Like his teammate Kyle Pitts, Drake London has been allergic to the end zone through two years — just six spikes in 33 games. But I'm comfortable blaming most of that on the departed Arthur Smith and a lackluster group of Atlanta quarterbacks. Kirk Cousins and new OC Zac Robinson (from the Sean McVay tree) can take a sad song and make it better.

  • $22 DJ Moore

  • $22 Cooper Kupp

  • $20 Tee Higgins

  • $19 Michael Pittman

  • $18 George Pickens

  • $17 Stefon Diggs

  • $17 Zay Flowers

  • $16 Tank Dell

  • $16 Jayden Reed

  • $16 Christian Kirk

  • $16 Terry McLaurin

  • $15 Chris Godwin

  • $14 Malik Nabers

  • $14 Calvin Ridley

  • $13 Keenan Allen

  • $13 Rashee Rice

My admiration for McLaurin hasn't always paid off in fantasy, but I'm forever going to blame the quarterbacks he's been tied to. Consider the QBs McLaurin has caught touchdowns from: Taylor Heinicke, Case Keenum, Sam Howell, Dwayne Haskins, the last gasp of Alex Smith, Kyle Allen, Jacoby Brissett, Carson Wentz. Heck, if Brissett had played all of 2023, I bet McLaurin's fantasy value would rise 5-8 slots. Jayden Daniels is a quirky prospect, but there's definitely a ceiling there, and McLaurin could be in line for his best fantasy season.

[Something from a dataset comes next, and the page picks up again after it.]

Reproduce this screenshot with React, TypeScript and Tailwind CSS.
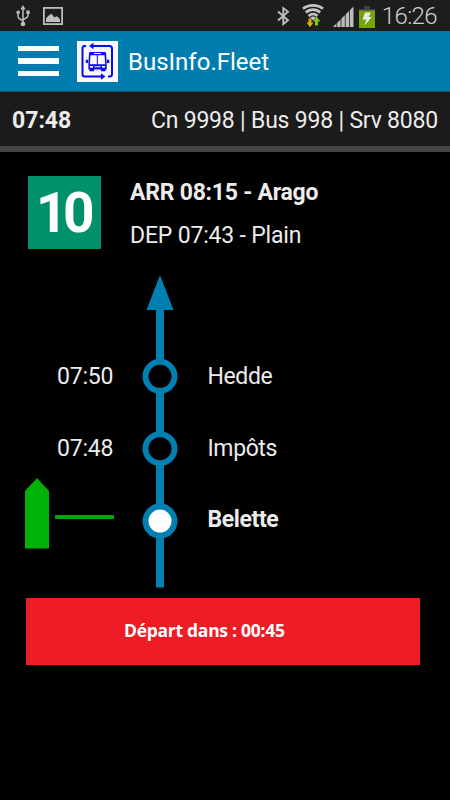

Godwin's never had the touchdown upside of running mate Mike Evans, but the Buccaneers plan to use Godwin back in the slot this year, which will give him more layup targets from Baker Mayfield. Even if we accept that Godwin's never likely to have a double-digit touchdown season, there's no reason he can't get back to the 5-7 range that he was hitting regularly in the middle of his career. A league winner, no, but perhaps an underrated fantasy target.

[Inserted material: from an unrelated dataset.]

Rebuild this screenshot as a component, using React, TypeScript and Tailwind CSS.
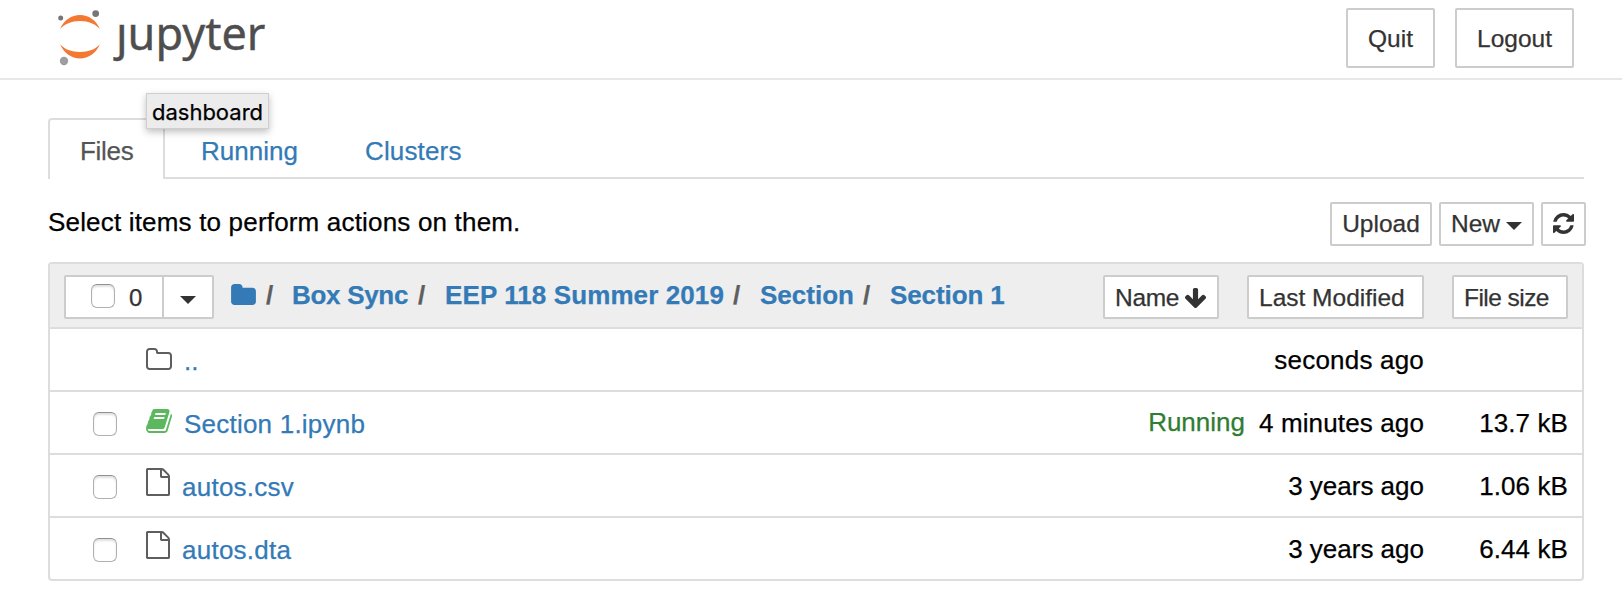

I'm probably lower on Nabers than the market, holding onto skepticism that Daniel Jones can push a receiver into a star season right away. The Giants haven't managed a single 800-yard receiver during the five-year Jones era.

  • $12 Hollywood Brown

  • $12 DeAndre Hopkins

  • $12 Diontae Johnson

  • $12 Christian Watson

  • $12 Jordan Addison

  • $12 Courtland Sutton

  • $11 Tyler Lockett

  • $10 Rome Odunze

  • $10 Jaxon Smith-Njigba

  • $10 Ladd McConkey

  • $9 Jameson Williams

  • $8 Xavier Worthy

  • $8 Brian Thomas

  • $8 Mike Williams

  • $8 Brandin Cooks

  • $7 Jakobi Meyers

  • $6 Rashid Shaheed

  • $6 Keon Coleman

  • $6 Khalil Shakir

McConkey played in a run-first environment at Georgia so the switch to the NFL won't be a major adjustment; we know Jim Harbaugh and Greg Roman want to run like crazy with the Chargers. But someone has to lead this roster in targets, and McConkey has a plausible case for 100-plus opportunities right out of the box. The depth chart ahead of McConkey is modest enough: unexciting veteran Joshua Palmer and Quentin Johnston, who was a washout rookie last year.

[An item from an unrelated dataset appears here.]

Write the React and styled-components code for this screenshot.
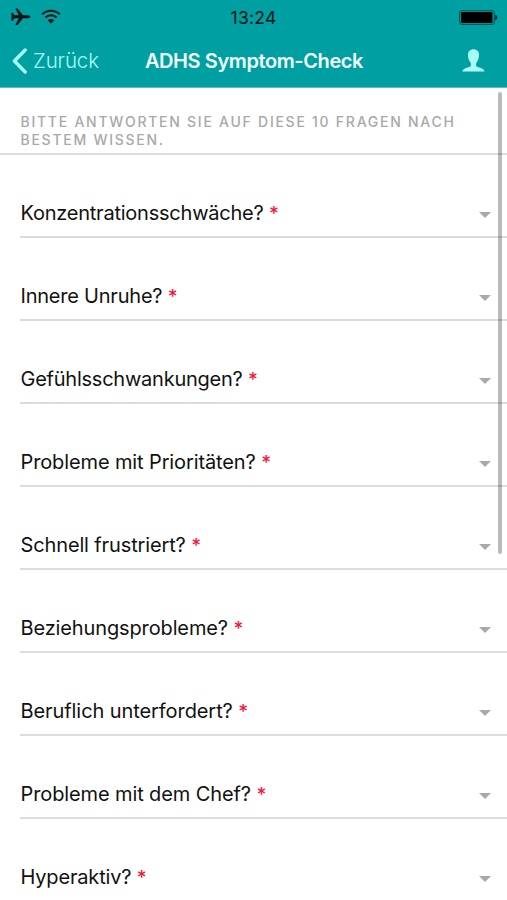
import styled, { createGlobalStyle } from "styled-components";

const questions = [
  { label: "Konzentrationsschwäche?", tracking: -0.23 },
  { label: "Innere Unruhe?", tracking: -0.22 },
  { label: "Gefühlsschwankungen?", tracking: -0.24 },
  { label: "Probleme mit Prioritäten?", tracking: -0.12 },
  { label: "Schnell frustriert?", tracking: -0.13 },
  { label: "Beziehungsprobleme?", tracking: -0.13 },
  { label: "Beruflich unterfordert?", tracking: -0.08 },
  { label: "Probleme mit dem Chef?", tracking: -0.11 },
  { label: "Hyperaktiv?", tracking: -0.17 },
];

const StatusBar = () => (
  <Status>
    <StatusIcons>
      <svg width="20" height="18" viewBox="0 0 20 18">
        <path
          d="M0.2 4.8 H1.6 L3.6 7.3 H7.8 L4.4 0.6 H6.6 L12 7.3 H16.2 C18.4 7.3 19.4 8 19.4 8.8 C19.4 9.6 18.4 10.3 16.2 10.3 H12 L6.6 17 H4.4 L7.8 10.3 H3.6 L1.6 12.8 H0.2 L0.6 8.8 Z"
          fill="#041516"
        />
      </svg>
      <svg width="20" height="16" viewBox="0 0 20 16">
        <g fill="none" stroke="#041516" strokeWidth="2">
          <path d="M1.2 5.3 C6.2 0.5 13.8 0.5 18.8 5.3" />
          <path d="M4.4 8.6 C7.6 5.6 12.4 5.6 15.6 8.6" />
        </g>
        <path d="M6.7 11.3 C8.6 9.6 11.4 9.6 13.3 11.3 L10 14.6 Z" fill="#041516" />
      </svg>
    </StatusIcons>
    <Time>13:24</Time>
    <Battery>
      <svg width="39" height="15" viewBox="0 0 39 15">
        <rect x="0.7" y="0.7" width="34.6" height="13.6" rx="2" fill="none" stroke="#04494b" strokeWidth="1" />
        <rect x="2" y="2" width="31.5" height="11" rx="0.7" fill="#000" />
        <path d="M36.3 4.8 C38.9 5.4 38.9 9.6 36.3 10.2 Z" fill="#041516" />
      </svg>
    </Battery>
  </Status>
);

const NavBar = () => (
  <Nav>
    <Back type="button">
      <svg width="15" height="26" viewBox="0 0 15 26">
        <path d="M13.2 2 L2.4 13 L13.2 24" fill="none" stroke="currentColor" strokeWidth="3.4" strokeLinecap="round" strokeLinejoin="round" />
      </svg>
      Zurück
    </Back>
    <Title>ADHS Symptom-Check</Title>
    <Profile type="button" aria-label="Profil">
      <svg width="23" height="23" viewBox="0 0 23 23">
        <path
          d="M11.5 0.2 C8 0.2 6 2.4 6 5.8 C6 8.8 6.8 11.6 8.4 13.4 C9.1 14.2 9.1 16.3 8.5 17.2 C7.4 18.7 1 18.5 0.4 22.4 H22.6 C22 18.5 15.6 18.7 14.5 17.2 C13.9 16.3 13.9 14.2 14.6 13.4 C16.2 11.6 17 8.8 17 5.8 C17 2.4 15 0.2 11.5 0.2 Z"
          fill="currentColor"
        />
      </svg>
    </Profile>
  </Nav>
);

const Question = ({ label, tracking }) => (
  <Row>
    <Label $tracking={tracking}>
      {label} <Required>*</Required>
    </Label>
    <Caret />
  </Row>
);

const App = () => {
  return (
    <>
      <GlobalStyle />
      <Screen>
        <Header>
          <StatusBar />
          <NavBar />
        </Header>
        <Intro>Bitte antworten Sie auf diese 10 Fragen nach bestem Wissen.</Intro>
        <List>
          {questions.map(question => (
            <Question key={question.label} {...question} />
          ))}
        </List>
        <ScrollThumb />
      </Screen>
    </>
  );
};

export default App;

/* ---------------------------- Styled Components --------------------------- */

const GlobalStyle = createGlobalStyle`
  * {
    box-sizing: border-box;
  }

  body {
    margin: 0;
    overflow: hidden;
    font-family: Inter, "Liberation Sans", sans-serif;
  }

  svg {
    display: block;
  }
`;

const Screen = styled.main`
  position: relative;
  width: 100%;
  height: 100vh;
  overflow: hidden;
  background-color: #fff;
`;

const Header = styled.header`
  height: 88px;
  background-color: #009fa2;
  border-bottom: 1px solid #5dbdc0;
`;

const Status = styled.section`
  height: 34px;
  padding: 0 9px 0 11px;
  display: grid;
  grid-template-columns: 1fr auto 1fr;
  align-items: center;
`;

const StatusIcons = styled.div`
  display: flex;
  align-items: center;
  gap: 10px;
`;

const Time = styled.span`
  margin-right: 2px;
  font-size: 17.5px;
  letter-spacing: 0.25px;
  color: #041516;
`;

const Battery = styled.div`
  justify-self: end;
`;

const Nav = styled.nav`
  height: 53px;
  padding: 0 22px 0 12px;
  display: grid;
  grid-template-columns: 1fr auto 1fr;
  align-items: center;
`;

const Back = styled.button`
  padding: 0;
  border: none;
  background: none;
  display: flex;
  align-items: center;
  gap: 6px;
  font-family: inherit;
  font-size: 20.5px;
  font-weight: 300;
  letter-spacing: -0.1px;
  color: #a9fbf4;
`;

const Title = styled.h1`
  margin: 0 0 0 11px;
  font-size: 20px;
  font-weight: 600;
  letter-spacing: -0.4px;
  color: #f2ffff;
`;

const Profile = styled.button`
  padding: 0;
  border: none;
  background: none;
  justify-self: end;
  color: #a9fbf4;
`;

const Intro = styled.p`
  height: 67px;
  margin: 0;
  padding: 25px 40px 0 20.5px;
  border-bottom: 2px solid #dcdcdc;
  font-size: 14px;
  font-weight: 500;
  line-height: 18px;
  letter-spacing: 1.74px;
  text-transform: uppercase;
  color: #a8a8a8;
`;

const List = styled.section`
  padding-left: 20px;
`;

const Row = styled.div`
  height: 83px;
  padding: 34px 16px 0 0.5px;
  display: flex;
  align-items: center;
  justify-content: space-between;
  border-bottom: 2px solid #dcdcdc;
`;

const Label = styled.span`
  font-size: 20px;
  letter-spacing: ${props => props.$tracking}px;
  color: #111;
`;

const Required = styled.span`
  font-size: 19px;
  font-weight: 500;
  color: #f5173f;
`;

const Caret = styled.i`
  margin-top: 4px;
  border: 6px solid transparent;
  border-top-color: #a9a9a9;
  border-bottom: none;
`;

const ScrollThumb = styled.div`
  position: absolute;
  top: 92px;
  right: 5px;
  width: 4px;
  height: 462px;
  border-radius: 2px;
  background-color: rgba(0, 0, 0, 0.27);
`;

It's not always easy to trust efficiency stats from a part-time player, but note Shakir made 13.6 yards per target in his limited opportunity last year. Surely that opportunity is now headed up; he's the only wide receiver on the Buffalo roster who's caught a pass from Josh Allen. Shakir is a perfect depth target for the second part of your draft.

If distance scoring is your thing, Shaheed is your type of player. He's scored nine pro touchdowns and they've all been distance specials, covering 76, 68, 58, 53, 45, 44, 39, 34 and 19 yards. Derek Carr's play likely caps Shaheed's upside, and it's hard to see Shaheed getting more than 85 targets. But I won't mind starting Shaheed here and there during bye-week season, and he's a fun pick for the best-ball managers.

  • $5 Romeo Doubs

  • $5 Jerry Jeudy

  • $5 Jahan Dotson

  • $4 Gabe Davis

  • $4 Curtis Samuel

  • $4 Josh Downs

  • $3 Joshua Palmer

  • $3 Adam Thielen

  • $3 Dontayvion Wicks

  • $2 Adonai Mitchell

  • $2 Quentin Johnston

  • $2 Marvin Mims

  • $2 Darnell Mooney

  • $2 Rashod Bateman

  • $2 Demarcus Robinson

  • $2 Darius Slayton

  • $1 Michael Wilson

  • $1 Xavier Legette

  • $1 Jermaine Burton

  • $1 DeMario Douglas

  • $1 Ja'Lynn Polk

  • $1 Wan'Dale Robinson

  • $1 Elijah Moore

  • $1 Ricky Pearsall

  • $1 Troy Franklin

  • $1 Roman Wilson

  • $1 Jalin Hyatt

  • $1 Javon Baker

  • $1 Malachi Corley

It's possible Wicks is far too low on this list; the Green Bay gridlock forces me to be conservative, but Wicks might have the chops to eventually be this team's alpha receiver. He has the physical profile to win on contested catches and in tight spaces, but he's not going to run away from defenders with any regularity. A good stash-and-see type of pick; his current Yahoo ADP is 133.